For offline consumption, the hybrid-EPUB reader app had to be saved on the user’s local machine and accessed locally. To allow users to correctly save the hybrid-EPUB reader app onto their computers and access the correct file, an application installer was created for Windows-based users. The installer would save the application files in the correct location and add a shortcut on the computer. This allowed users to easily access the book. However, offline usage was restricted to Mozilla Firefox. This browser was chosen because the hybrid-EPUB reader app uses Javascript to send locally stored data to the central database, and most web browsers other than Firefox, considering it a security risk, block client side Javascript and cross-site scripting. Further investigation in this area is required.

Central database for data storage

The data storage server was a combination of a simple PHP script and a MySQL database. The MySQL database was used to record user interaction data. A PHP script waited for the data to be sent by the EPUB reader application. Data sent would immediately be received by the PHP script, which would conduct simple data validation and store them into the database.
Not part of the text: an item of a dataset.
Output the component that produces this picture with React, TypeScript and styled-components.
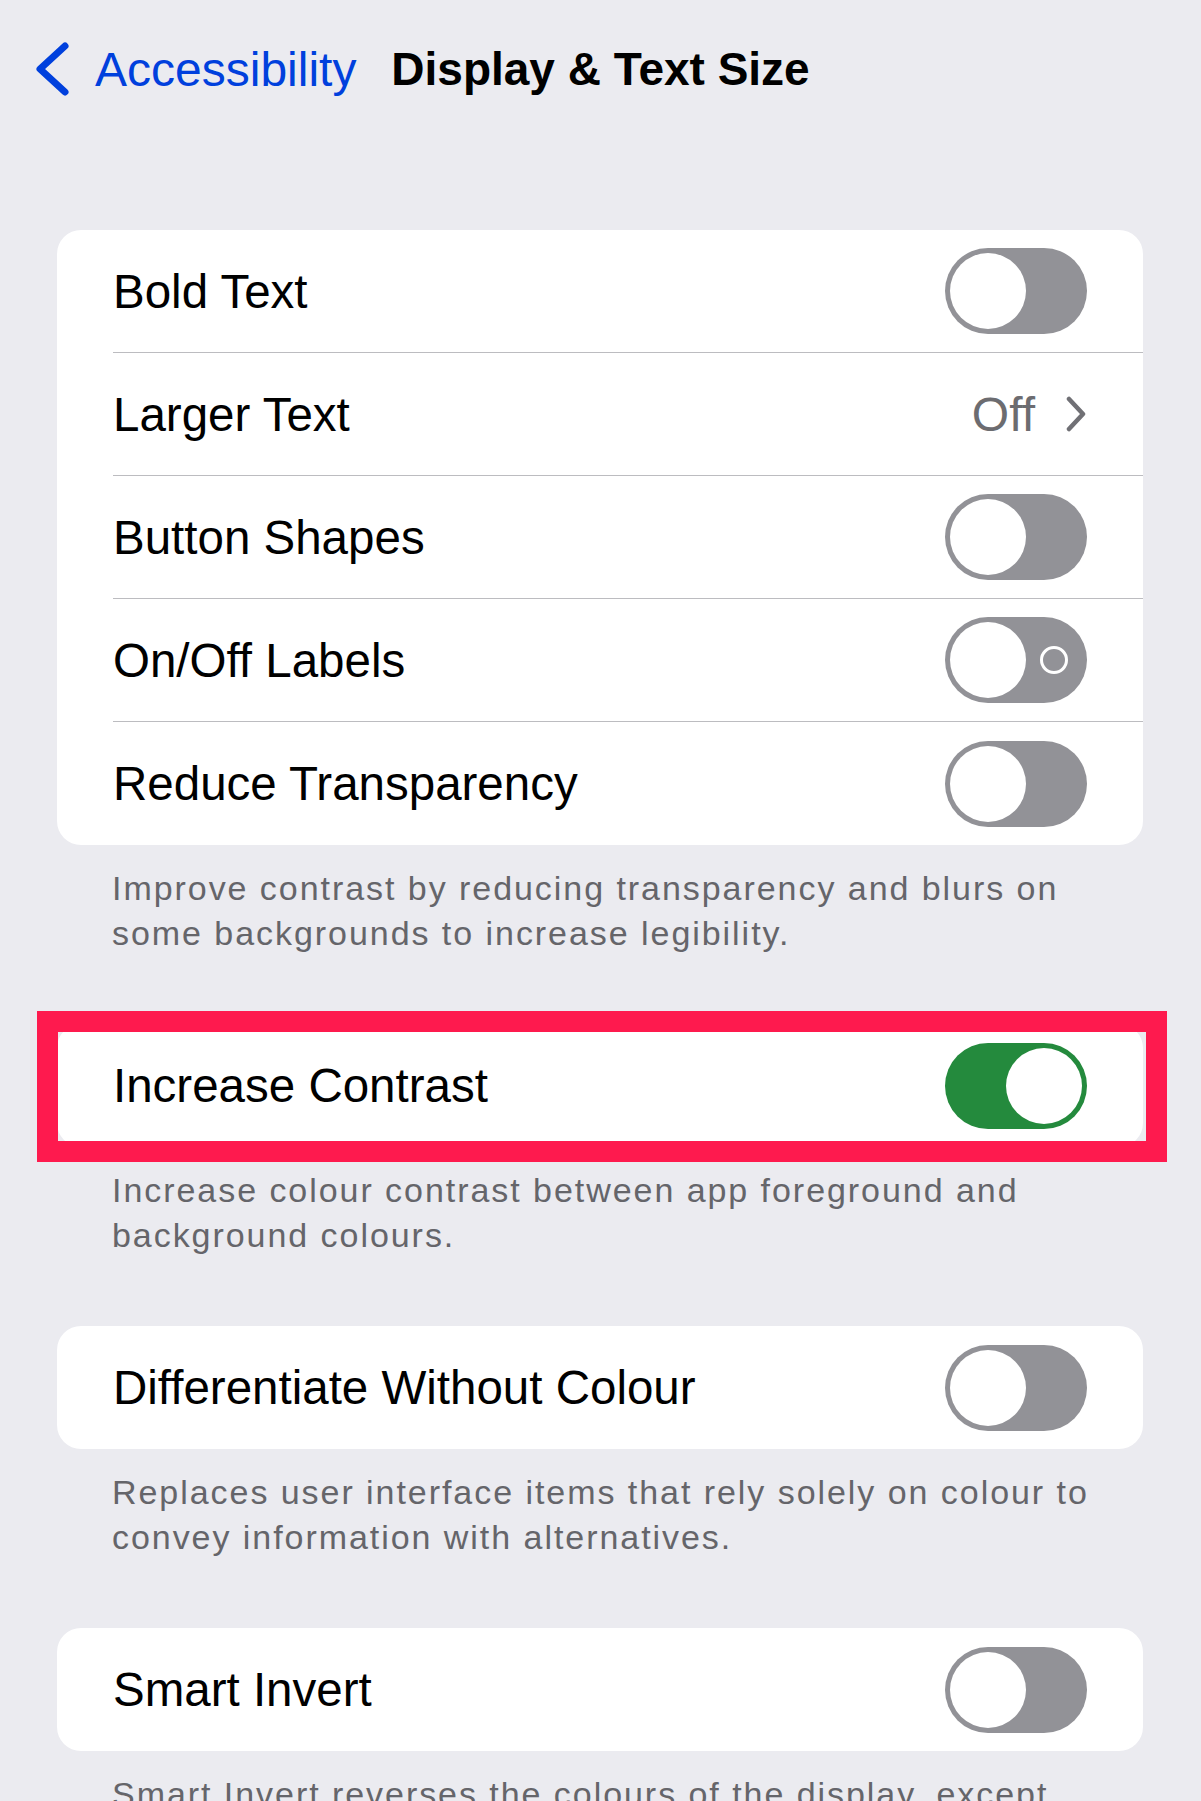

Conclusion and future work

The work described above is only the first step of developing a learning analytics system for open textbooks. The work presented provides a foundation on which further research can take place. Our future work will involve extending this current work to include two additional steps: data processing and reporting functionalities. For data processing, analysis of both individual and aggregate data will be performed using SQL queries for various benchmarks such as total views per chapter, number of students versus chapters viewed, total bookmarks per chapter, user annotations (list of all notes) made per chapter, weekly user interaction, and online versus offline usage. To return processed information in a graphical and visual form, a dashboard format-reporting interface will be created using PHP and Javascript charting library. These extensions will be reported in detail in future publications.